Sausage War
Nick and I recently took an Autumn ride to a farm in Helsinki, and sat down for a farmhouse lunch of soup and bread rolls. Our soup options were leek and spring onion soup or sausage soup. This reminded me about the Sausage War.
I don’t know if the word makkara in Finnish is quite so silly-sounding as the word sausage in English. But certainly in English, the idea of a sausage war, and the absurd possibilities that it conjures, is giggle-inducing. Unfortunately, in this so-called sausage war, actual people actually died, and horrifically so: mostly by bayonet (that knife you stick on the end of a gun), desperately hungry, and ill-prepared for a freezing Finnish winter. And this is because the Sausage War happened during the Winter War, a war between Finland and Russia that, as the name suggests, occurred in Winter.
My knowledge of Finnish-Russian relations is almost entirely derived from one book (A frozen hell: The Russo-Finnish Winter War of 1939-1940, by William Trotter) which details events on the Finnish side of the border during this Winter War: … The rest of my knowledge derives from a basic understanding of geography, eating Karelian pies and reading about the term Finlandization. So, what I’m trying to say is it’s limited, simplistic and mostly war-related. You might want to take my following description of the Sausage War with a little grain of salt; although, I did go back and fact check my description against that one book.
Living outdoors during the winter, with the expectation of killing or being killed, is clearly not as nice a way to spend winter’s day as a ski trip with the expectation of coffee or doughnuts (my plans for winter). But under unpleasant conditions, during the Winter War, Finns had access to hot food, fur-lined dugouts, saunas on the front line, and they also had quite a bit of experience with harsh winters.

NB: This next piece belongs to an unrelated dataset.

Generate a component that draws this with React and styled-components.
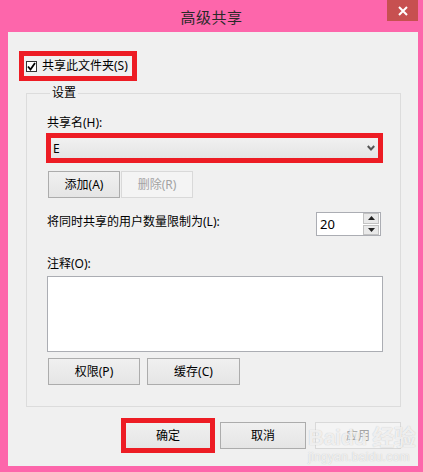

The Russians had hunger. I mean, hunger and some guns and whatnot, but I’m focussing on the hunger, because if those Russians had been anything like me, once hunger sets in, all capacity for resilience, intelligence, skill and strategy evaporates. The particular Russians of this story were apparently not like me, because despite their hunger, they actually managed some stealthy manoeuvring, through some thick, wintery forest, past the main line of Finnish defence and were able to take a bunch of cooks and medics of a Finnish supply line by complete surprise. For those of you who are not particular war-minded, taking control of a supply line can be a pretty big deal. In this case, however, it ended up not being much of a deal, because of what happened next.
What happened next was that the Russians smelled sausage soup on the simmer, their hunger became irrepressible, and they promptly began to eat. The Finnish medics and the chefs saw their opportunity, got their hands on some guns, and killed most all of the soup-eating Russians. According to Trotter’s book, the next day, some of the corpses lying in the snow had sausage frozen to their lips. A detail which I find somehow terribly haunting.